The contents are the short stories: ‘The Poppycrunch Kid’ by Adèle Geras, ‘The Greatest’ by Michelle Magorian, ‘William Holds the Stage’ by Richmal Crompton, ‘Hear My Voice’ by Dennis Hamley, and ‘The Man Who Understood Cats’ by Adrian Arlington

There are extracts from the following novels: The Fact and Fictions of Minna Pratt by Patricia Maclachlan, The Enchanted Castle by E. Nesbit, She Shall Have Music by Kitty Barnes, A Swarm in May by William Mayne, A Little Lower Than the Angels by Geraldine McCaughrean. And …

‘… there is someone who does not act or dance or sing. Anna [in Betsy Byars’ The Glory Girl] comes from a family of gospel singers, but she is the one without a voice who has to stand at the back and sell records and tapes to the audience after a show.’
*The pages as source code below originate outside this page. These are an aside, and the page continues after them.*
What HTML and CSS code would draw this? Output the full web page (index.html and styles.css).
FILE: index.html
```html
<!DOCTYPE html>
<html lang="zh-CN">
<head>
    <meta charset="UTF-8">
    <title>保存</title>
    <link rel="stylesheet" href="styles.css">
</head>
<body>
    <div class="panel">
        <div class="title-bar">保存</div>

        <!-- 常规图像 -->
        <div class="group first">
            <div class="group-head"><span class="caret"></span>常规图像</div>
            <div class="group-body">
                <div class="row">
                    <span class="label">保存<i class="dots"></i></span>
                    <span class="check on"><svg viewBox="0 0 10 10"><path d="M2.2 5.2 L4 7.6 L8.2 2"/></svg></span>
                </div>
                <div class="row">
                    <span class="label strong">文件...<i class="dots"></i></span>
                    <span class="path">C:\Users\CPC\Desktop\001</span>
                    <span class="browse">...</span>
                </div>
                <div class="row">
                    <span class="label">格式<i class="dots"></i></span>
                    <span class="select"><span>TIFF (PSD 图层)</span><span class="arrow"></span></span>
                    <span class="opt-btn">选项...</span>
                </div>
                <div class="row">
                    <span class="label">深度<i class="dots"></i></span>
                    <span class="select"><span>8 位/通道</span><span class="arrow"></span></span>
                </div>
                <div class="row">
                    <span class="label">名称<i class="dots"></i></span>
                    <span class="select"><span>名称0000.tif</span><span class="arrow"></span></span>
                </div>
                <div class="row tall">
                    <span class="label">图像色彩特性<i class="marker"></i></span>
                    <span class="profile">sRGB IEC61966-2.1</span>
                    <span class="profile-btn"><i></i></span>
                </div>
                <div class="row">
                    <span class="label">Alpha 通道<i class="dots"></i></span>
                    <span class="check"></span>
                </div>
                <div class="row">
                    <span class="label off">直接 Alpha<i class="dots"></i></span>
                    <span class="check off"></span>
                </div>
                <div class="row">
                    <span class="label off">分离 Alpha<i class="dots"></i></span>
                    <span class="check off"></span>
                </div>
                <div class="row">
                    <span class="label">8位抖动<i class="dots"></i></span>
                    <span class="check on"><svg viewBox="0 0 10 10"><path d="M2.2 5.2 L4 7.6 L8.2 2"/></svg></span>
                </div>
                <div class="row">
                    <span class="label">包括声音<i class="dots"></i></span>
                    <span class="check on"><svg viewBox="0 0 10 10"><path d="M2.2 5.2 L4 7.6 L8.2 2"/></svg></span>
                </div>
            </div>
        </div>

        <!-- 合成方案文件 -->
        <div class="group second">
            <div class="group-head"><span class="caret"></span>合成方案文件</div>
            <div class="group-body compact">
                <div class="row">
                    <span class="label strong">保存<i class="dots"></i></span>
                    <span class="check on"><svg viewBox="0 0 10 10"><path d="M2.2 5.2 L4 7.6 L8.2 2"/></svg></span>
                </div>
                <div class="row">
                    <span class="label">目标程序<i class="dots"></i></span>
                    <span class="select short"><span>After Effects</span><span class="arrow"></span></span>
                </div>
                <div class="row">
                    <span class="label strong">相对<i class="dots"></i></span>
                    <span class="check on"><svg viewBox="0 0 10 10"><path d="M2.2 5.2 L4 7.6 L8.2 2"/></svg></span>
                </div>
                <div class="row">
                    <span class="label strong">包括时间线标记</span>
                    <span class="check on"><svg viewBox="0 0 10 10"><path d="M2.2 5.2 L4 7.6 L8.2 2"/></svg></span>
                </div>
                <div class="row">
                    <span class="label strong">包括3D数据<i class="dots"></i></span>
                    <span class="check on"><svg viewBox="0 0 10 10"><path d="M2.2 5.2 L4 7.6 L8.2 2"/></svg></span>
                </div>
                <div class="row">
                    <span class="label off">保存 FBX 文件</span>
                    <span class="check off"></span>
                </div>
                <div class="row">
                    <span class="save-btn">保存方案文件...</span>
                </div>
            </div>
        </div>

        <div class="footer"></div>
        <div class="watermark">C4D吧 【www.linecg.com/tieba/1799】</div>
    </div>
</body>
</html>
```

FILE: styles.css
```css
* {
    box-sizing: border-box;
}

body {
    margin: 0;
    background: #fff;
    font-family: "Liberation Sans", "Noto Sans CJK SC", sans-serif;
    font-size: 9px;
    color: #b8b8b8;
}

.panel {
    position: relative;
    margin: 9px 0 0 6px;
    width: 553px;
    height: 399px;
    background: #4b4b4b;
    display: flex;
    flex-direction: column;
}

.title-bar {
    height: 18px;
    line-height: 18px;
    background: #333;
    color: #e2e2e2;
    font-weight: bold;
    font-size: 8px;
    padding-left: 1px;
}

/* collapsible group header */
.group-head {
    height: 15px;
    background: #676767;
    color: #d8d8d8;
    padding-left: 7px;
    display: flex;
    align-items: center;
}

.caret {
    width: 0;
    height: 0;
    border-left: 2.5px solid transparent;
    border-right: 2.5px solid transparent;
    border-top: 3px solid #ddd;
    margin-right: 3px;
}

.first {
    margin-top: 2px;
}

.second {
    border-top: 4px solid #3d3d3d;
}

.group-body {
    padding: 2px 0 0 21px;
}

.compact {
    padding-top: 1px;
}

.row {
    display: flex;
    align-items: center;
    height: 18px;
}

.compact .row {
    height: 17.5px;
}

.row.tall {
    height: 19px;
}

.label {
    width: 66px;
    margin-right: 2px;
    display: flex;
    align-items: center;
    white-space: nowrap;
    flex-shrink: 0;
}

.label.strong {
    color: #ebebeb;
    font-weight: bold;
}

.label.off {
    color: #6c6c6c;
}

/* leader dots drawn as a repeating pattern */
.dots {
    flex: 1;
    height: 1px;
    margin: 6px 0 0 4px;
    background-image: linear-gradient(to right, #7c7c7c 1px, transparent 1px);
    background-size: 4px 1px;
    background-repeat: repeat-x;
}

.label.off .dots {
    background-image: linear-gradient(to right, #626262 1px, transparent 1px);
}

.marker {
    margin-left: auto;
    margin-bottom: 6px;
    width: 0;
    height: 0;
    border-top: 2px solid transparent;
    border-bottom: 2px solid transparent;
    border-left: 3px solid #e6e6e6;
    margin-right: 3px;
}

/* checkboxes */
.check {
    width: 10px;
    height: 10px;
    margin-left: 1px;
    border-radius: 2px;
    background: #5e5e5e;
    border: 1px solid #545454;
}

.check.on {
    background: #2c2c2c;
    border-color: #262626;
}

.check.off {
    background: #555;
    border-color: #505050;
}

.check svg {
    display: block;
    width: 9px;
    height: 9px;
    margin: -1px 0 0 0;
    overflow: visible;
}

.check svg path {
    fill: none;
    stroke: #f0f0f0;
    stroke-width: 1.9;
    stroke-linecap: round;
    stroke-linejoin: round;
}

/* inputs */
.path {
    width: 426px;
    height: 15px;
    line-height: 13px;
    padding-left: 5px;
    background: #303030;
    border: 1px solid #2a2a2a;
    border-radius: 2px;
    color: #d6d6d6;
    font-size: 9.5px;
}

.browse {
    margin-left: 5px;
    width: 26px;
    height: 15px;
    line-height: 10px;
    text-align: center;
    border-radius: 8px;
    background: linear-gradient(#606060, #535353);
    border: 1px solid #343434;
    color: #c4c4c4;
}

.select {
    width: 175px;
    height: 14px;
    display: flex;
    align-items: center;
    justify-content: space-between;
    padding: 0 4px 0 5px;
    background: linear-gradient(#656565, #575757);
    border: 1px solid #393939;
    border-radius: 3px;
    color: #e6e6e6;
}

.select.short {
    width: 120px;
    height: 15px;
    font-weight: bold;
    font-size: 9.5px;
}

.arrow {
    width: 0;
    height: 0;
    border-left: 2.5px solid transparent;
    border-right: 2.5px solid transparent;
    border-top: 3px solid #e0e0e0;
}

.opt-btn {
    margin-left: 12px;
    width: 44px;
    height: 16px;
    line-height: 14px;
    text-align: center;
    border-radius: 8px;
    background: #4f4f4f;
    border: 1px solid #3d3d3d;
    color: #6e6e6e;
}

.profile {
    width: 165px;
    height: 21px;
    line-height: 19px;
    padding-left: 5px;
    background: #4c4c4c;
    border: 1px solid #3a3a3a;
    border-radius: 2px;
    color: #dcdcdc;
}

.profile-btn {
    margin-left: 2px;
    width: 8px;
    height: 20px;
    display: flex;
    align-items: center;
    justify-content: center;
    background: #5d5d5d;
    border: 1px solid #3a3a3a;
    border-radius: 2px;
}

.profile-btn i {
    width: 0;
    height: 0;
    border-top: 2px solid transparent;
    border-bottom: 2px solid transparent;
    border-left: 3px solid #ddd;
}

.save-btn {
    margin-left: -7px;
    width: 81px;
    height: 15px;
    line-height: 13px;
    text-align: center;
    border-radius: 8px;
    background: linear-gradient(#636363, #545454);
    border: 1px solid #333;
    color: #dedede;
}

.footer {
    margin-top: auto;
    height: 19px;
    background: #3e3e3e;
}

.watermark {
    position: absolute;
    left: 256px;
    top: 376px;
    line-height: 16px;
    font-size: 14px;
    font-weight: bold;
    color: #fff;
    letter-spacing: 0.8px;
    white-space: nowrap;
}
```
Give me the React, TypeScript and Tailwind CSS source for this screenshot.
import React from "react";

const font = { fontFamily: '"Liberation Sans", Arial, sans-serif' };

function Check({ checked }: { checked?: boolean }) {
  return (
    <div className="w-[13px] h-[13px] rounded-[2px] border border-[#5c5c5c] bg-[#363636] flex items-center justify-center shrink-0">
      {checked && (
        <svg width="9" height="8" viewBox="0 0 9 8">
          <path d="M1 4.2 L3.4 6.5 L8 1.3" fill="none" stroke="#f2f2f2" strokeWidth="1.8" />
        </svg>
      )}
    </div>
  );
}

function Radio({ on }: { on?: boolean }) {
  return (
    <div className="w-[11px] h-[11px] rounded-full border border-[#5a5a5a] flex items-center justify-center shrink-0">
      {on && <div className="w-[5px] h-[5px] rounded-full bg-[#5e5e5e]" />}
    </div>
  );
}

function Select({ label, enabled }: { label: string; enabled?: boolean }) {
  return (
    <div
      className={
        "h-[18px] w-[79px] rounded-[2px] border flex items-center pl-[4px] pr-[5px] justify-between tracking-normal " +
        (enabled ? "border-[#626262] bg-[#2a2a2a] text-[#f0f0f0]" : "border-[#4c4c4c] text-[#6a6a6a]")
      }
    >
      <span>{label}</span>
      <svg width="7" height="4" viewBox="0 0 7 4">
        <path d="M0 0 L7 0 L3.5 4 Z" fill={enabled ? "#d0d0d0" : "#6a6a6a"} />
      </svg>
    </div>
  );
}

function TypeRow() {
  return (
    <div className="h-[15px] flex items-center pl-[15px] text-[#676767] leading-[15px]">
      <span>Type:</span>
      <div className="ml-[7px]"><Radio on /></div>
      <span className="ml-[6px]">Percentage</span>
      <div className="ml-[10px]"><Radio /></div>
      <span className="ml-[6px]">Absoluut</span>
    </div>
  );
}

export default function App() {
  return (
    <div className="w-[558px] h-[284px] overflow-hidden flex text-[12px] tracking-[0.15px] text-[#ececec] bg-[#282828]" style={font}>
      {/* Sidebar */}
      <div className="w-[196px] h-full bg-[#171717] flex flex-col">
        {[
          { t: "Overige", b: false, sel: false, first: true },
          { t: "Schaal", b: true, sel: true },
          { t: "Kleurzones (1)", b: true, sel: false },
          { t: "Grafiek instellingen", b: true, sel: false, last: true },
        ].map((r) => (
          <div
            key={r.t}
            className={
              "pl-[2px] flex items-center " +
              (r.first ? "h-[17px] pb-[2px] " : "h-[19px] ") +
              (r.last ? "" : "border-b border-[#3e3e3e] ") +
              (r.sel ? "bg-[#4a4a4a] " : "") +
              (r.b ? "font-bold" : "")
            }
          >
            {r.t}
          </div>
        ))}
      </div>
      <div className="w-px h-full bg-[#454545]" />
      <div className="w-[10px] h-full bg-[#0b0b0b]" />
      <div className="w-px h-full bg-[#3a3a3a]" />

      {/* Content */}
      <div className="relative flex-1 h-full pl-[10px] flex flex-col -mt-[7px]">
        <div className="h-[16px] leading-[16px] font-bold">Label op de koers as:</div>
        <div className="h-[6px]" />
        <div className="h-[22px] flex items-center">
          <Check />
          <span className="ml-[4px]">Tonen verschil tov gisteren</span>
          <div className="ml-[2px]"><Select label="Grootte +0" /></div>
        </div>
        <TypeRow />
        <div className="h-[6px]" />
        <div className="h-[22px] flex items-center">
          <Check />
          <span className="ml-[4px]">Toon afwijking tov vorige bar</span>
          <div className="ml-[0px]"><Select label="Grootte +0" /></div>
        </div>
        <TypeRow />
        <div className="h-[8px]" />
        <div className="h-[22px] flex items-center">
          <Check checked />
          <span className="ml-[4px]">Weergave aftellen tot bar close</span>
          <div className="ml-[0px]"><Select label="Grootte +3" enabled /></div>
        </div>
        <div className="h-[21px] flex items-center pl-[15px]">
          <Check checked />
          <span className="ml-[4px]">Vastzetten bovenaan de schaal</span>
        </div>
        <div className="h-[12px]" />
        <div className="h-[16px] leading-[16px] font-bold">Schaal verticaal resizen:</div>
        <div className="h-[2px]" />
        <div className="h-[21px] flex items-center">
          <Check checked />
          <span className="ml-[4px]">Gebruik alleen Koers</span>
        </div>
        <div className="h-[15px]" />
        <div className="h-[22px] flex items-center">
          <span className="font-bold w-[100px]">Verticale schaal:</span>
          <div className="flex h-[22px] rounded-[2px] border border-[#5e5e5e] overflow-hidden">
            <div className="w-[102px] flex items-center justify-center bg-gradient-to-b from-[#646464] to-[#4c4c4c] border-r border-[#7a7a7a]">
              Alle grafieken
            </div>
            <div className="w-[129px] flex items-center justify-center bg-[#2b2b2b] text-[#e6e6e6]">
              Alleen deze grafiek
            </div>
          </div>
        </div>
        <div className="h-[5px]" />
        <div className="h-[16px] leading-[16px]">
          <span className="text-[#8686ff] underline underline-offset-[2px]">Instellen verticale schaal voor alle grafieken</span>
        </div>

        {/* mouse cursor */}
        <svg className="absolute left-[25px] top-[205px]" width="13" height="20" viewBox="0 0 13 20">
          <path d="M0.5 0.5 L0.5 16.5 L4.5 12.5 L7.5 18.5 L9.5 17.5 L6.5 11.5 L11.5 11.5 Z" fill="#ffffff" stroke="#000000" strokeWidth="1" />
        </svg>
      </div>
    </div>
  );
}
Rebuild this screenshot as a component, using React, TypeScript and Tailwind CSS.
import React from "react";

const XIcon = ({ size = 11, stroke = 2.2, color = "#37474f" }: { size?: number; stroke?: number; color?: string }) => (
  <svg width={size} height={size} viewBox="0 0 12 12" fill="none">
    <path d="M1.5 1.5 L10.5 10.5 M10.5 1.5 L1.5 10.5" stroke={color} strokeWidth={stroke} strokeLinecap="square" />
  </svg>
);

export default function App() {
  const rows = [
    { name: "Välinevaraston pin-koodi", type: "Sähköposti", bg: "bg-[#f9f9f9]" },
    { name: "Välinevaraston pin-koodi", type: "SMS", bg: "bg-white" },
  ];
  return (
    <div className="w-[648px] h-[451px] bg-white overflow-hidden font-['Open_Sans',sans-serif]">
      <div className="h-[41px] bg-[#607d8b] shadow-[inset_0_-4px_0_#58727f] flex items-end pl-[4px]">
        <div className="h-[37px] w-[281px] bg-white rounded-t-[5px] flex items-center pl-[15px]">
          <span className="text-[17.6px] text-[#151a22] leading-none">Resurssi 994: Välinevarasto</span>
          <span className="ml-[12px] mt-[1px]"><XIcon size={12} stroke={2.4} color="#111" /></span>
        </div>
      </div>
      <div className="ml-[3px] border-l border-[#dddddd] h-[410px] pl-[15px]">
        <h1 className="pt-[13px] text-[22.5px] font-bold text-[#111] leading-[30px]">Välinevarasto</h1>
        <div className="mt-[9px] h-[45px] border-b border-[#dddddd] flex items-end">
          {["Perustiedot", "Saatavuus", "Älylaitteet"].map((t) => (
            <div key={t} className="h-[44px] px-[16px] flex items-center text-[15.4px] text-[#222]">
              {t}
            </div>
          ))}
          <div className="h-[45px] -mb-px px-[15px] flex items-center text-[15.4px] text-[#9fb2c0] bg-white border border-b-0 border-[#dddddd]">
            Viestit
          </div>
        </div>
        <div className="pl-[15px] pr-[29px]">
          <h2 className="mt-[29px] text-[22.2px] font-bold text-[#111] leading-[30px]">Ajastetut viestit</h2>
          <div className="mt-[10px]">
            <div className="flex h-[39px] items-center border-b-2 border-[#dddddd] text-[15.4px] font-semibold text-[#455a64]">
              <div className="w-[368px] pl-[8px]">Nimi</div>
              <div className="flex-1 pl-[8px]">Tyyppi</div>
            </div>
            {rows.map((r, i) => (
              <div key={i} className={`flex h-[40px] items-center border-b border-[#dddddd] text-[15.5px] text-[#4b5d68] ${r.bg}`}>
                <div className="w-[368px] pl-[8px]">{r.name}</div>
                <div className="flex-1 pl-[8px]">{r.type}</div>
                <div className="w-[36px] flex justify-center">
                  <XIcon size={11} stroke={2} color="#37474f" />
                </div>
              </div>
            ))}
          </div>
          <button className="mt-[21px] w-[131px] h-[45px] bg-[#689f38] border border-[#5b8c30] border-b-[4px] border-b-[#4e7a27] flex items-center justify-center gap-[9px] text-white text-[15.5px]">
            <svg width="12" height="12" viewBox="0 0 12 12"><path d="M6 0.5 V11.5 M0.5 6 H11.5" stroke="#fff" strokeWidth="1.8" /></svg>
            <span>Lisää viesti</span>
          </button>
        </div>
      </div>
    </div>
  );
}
Jan had a soft spot for salespeople – I remember her telling me, with pride, that both her children were excellent salespeople. Jan herself was a formidable force as a volunteer at the Oxfam Bookshop every Saturday morning.  Surely a kind of performance in itself? (She fondly recaptured the experience of working in a pub in her student days in At the Sign of the Dog and Rocket.)

All in all, however, I suspect that Jan was probably glad that she chose a profession where the making wasn’t watched but the results stood on their own terms for all to judge.